Building the Scholarly Electronic Brain

Michael Kurtz

Harvard-Smithsonian Center for Astrophysics

It is now a commonplace observation that human society is becoming a coherent super-organism, and that the information infrastructure forms its emerging brain. Perhaps, as the underlying technologies are likely to become billions of times more powerful than those we have today, we could say that we are now building the lizard brain for the future organism.

The current state of the practice is that information from fundamental sources (The Congressional Record, The Hubble Space Telescope Archive) is collated and analyzed by humans, then this work is published in secondary venues (The New York Times, The Astrophysical Journal) which are then machine indexed by third parties (Google, ADS). At the same time specialized indices (Thomas, SIMBAD) do a more thorough job of indexing the fundamental sources. The close similarity between the broad cultural and scholarly realms here frees scholars to concentrate on the problems and opportunities inherent in their disciplines, assuming that larger infrastructure issues will (mostly) be solved by others.

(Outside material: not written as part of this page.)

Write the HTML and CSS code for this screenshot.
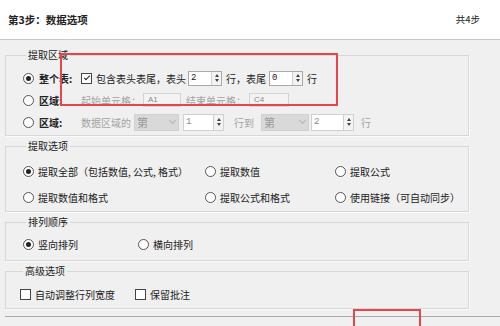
FILE: index.html
```html
<!DOCTYPE html>
<html lang="zh">
<head>
  <meta charset="UTF-8">
  <title>数据选项</title>
  <link rel="stylesheet" href="styles.css">
</head>
<body>
<div class="header">
  <span class="title">第3步：数据选项</span>
  <span class="steps">共4步</span>
</div>

<div class="main">
  <fieldset class="group g-area">
    <legend>提取区域</legend>
    <div class="row">
      <span class="radio on"></span><span class="rlabel">整个表:</span>
      <span class="check on"></span><span class="t-head">包含表头表尾，表头</span>
      <span class="spin s-head"><span class="val">2</span><span class="arrows"><i class="up"></i><i class="down"></i></span></span>
      <span class="t-tail">行，表尾</span>
      <span class="spin s-tail"><span class="val">0</span><span class="arrows"><i class="up"></i><i class="down"></i></span></span>
      <span class="t-row">行</span>
    </div>
    <div class="row">
      <span class="radio"></span><span class="rlabel">区域:</span>
      <span class="dim">起始单元格：</span>
      <span class="cell c-start">A1</span>
      <span class="dim c-endlabel">结束单元格：</span>
      <span class="cell c-end">C4</span>
    </div>
    <div class="row">
      <span class="radio"></span><span class="rlabel">区域:</span>
      <span class="dim">数据区域的</span>
      <span class="select sel-1">第<span class="chev"></span></span>
      <span class="spin dis sp-1"><span class="val">1</span><span class="arrows"><i class="up"></i><i class="down"></i></span></span>
      <span class="dim t-to">行到</span>
      <span class="select sel-2">第<span class="chev"></span></span>
      <span class="spin dis sp-2"><span class="val">2</span><span class="arrows"><i class="up"></i><i class="down"></i></span></span>
      <span class="dim t-end">行</span>
    </div>
  </fieldset>

  <fieldset class="group g-opts">
    <legend>提取选项</legend>
    <div class="opts">
      <label class="opt"><span class="radio on"></span>提取全部（包括数值, 公式, 格式）</label>
      <label class="opt"><span class="radio"></span>提取数值</label>
      <label class="opt"><span class="radio"></span>提取公式</label>
      <label class="opt"><span class="radio"></span>提取数值和格式</label>
      <label class="opt"><span class="radio"></span>提取公式和格式</label>
      <label class="opt"><span class="radio"></span>使用链接（可自动同步）</label>
    </div>
  </fieldset>

  <fieldset class="group g-order">
    <legend>排列顺序</legend>
    <div class="pair">
      <label class="opt"><span class="radio on"></span>竖向排列</label>
      <label class="opt"><span class="radio"></span>横向排列</label>
    </div>
  </fieldset>

  <fieldset class="group g-adv">
    <legend>高级选项</legend>
    <div class="pair">
      <label class="opt"><span class="check"></span>自动调整行列宽度</label>
      <label class="opt"><span class="check"></span>保留批注</label>
    </div>
  </fieldset>

  <div class="footer"></div>
</div>

<div class="mark mark-top"></div>
<div class="mark mark-bottom"></div>
</body>
</html>
```

FILE: styles.css
```css
body { margin: 0; font-family: "Noto Sans CJK SC", "Noto Sans", sans-serif; font-size: 10px; color: #222; background: #f0f0f0; height: 326px; overflow: hidden; }

.header { height: 40px; background: #fff; border-bottom: 1px solid #c9c9c9; display: flex; align-items: center; justify-content: space-between; padding: 0 20px 0 8px; margin-top: -1px; }
.title { font-weight: bold; font-size: 10.5px; }
.steps { font-size: 9.5px; }

.main { padding: 8px 0 0 5px; }

.group { width: 464px; box-sizing: border-box; margin: 3px 0 0; padding: 0; border: 1px solid #d7d7d7; box-shadow: 1px 1px 0 #fbfbfb; min-width: 0; }
.group:first-child { margin-top: 0; }
.group legend { margin-left: 3px; padding: 0 2px; line-height: 14px; }

.g-area { padding: 5px 0 2px 17px; }
.g-opts { padding: 5px 0 1px 17px; }
.g-order { padding: 4px 0 5px 17px; }
.g-adv { padding: 5px 0 3px 14px; }

.row { height: 22px; display: flex; align-items: center; white-space: nowrap; }
.rlabel { width: 42px; margin-left: 5px; font-weight: bold; }

.radio { width: 9px; height: 9px; border: 1px solid #555; border-radius: 50%; background: #fff; display: inline-flex; align-items: center; justify-content: center; flex-shrink: 0; }
.radio.on::after { content: ""; width: 5px; height: 5px; border-radius: 50%; background: #222; }

.check { width: 9px; height: 9px; border: 1px solid #444; background: #fff; display: inline-flex; align-items: center; justify-content: center; flex-shrink: 0; }
.check.on::after { content: ""; width: 5px; height: 2px; border-left: 1.2px solid #222; border-bottom: 1.2px solid #222; transform: rotate(-45deg) translate(1px, -1px); }

.t-head { margin-left: 4px; width: 92px; }
.t-tail { margin-left: 4px; width: 43px; }
.t-row { margin-left: 4px; }

.spin { height: 15px; box-sizing: border-box; border: 1px solid #a9a9a9; background: #fff; display: inline-flex; align-items: stretch; }
.spin .val { flex: 1; padding-left: 2px; font-size: 9px; line-height: 13px; font-family: "Liberation Mono", monospace; }
.spin .arrows { width: 9px; border-left: 1px solid #d0d0d0; background: #f3f3f3; display: flex; flex-direction: column; align-items: center; justify-content: center; gap: 2px; }
.arrows i { width: 0; height: 0; border-left: 2.5px solid transparent; border-right: 2.5px solid transparent; }
.arrows .up { border-bottom: 3px solid #444; }
.arrows .down { border-top: 3px solid #444; }
.s-head { width: 34px; margin-left: 0; }
.s-tail { width: 34px; }

.dim { color: #a3a3a3; }
.cell { height: 14px; box-sizing: border-box; border: 1px solid #d4d4d4; background: #f3f3f3; color: #8a8a8a; font-family: "Liberation Sans", sans-serif; font-size: 8px; line-height: 12px; padding-left: 4px; }
.c-start { width: 38px; margin-left: 2px; }
.c-endlabel { margin-left: 5px; }
.c-end { width: 40px; margin-left: 3px; }

.select { height: 17px; box-sizing: border-box; background: #d9d9d9; border: 1px solid #d0d0d0; color: #9a9a9a; display: inline-flex; align-items: center; justify-content: space-between; padding: 0 3px 0 2px; font-size: 11px; }
.chev { width: 4px; height: 4px; border-right: 1px solid #b3b3b3; border-bottom: 1px solid #b3b3b3; transform: rotate(45deg); margin-top: -3px; }
.sel-1 { width: 45px; margin-left: 3px; }
.sel-2 { width: 48px; margin-left: 7px; }
.spin.dis { height: 17px; border-color: #d0d0d0; }
.spin.dis .val { color: #8a8a8a; line-height: 15px; }
.sp-1 { width: 41px; margin-left: 4px; }
.sp-2 { width: 43px; margin-left: 2px; }
.t-to { margin-left: 10px; }
.t-end { margin-left: 7px; }

.opts { display: grid; grid-template-columns: 182px 130px 1fr; grid-auto-rows: 26px; align-items: center; }
.pair { display: grid; grid-template-columns: 115px 1fr; height: 22px; align-items: center; }
.opt { display: flex; align-items: center; gap: 4px; white-space: nowrap; }

.footer { margin-top: 7px; border-top: 1px solid #a9a9a9; height: 10px; }

.mark { position: absolute; border: 2px solid #e5464c; box-sizing: border-box; }
.mark-top { left: 60px; top: 53px; width: 278px; height: 53px; }
.mark-bottom { left: 353px; top: 309px; width: 68px; height: 30px; }
```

In Astronomy the long term trend has been toward increasing collaboration, interoperability, and interdependence of the major information groups (archives, journals, indexers); already substantially increased capabilities have resulted. This trend will continue, driven both by the shared goals of all groups and a rapidly changing technological base. Some of the key concepts which will drive these future developments are: very fine grained information; semantic markup and semantic inferencing engines; text mining; machine learning.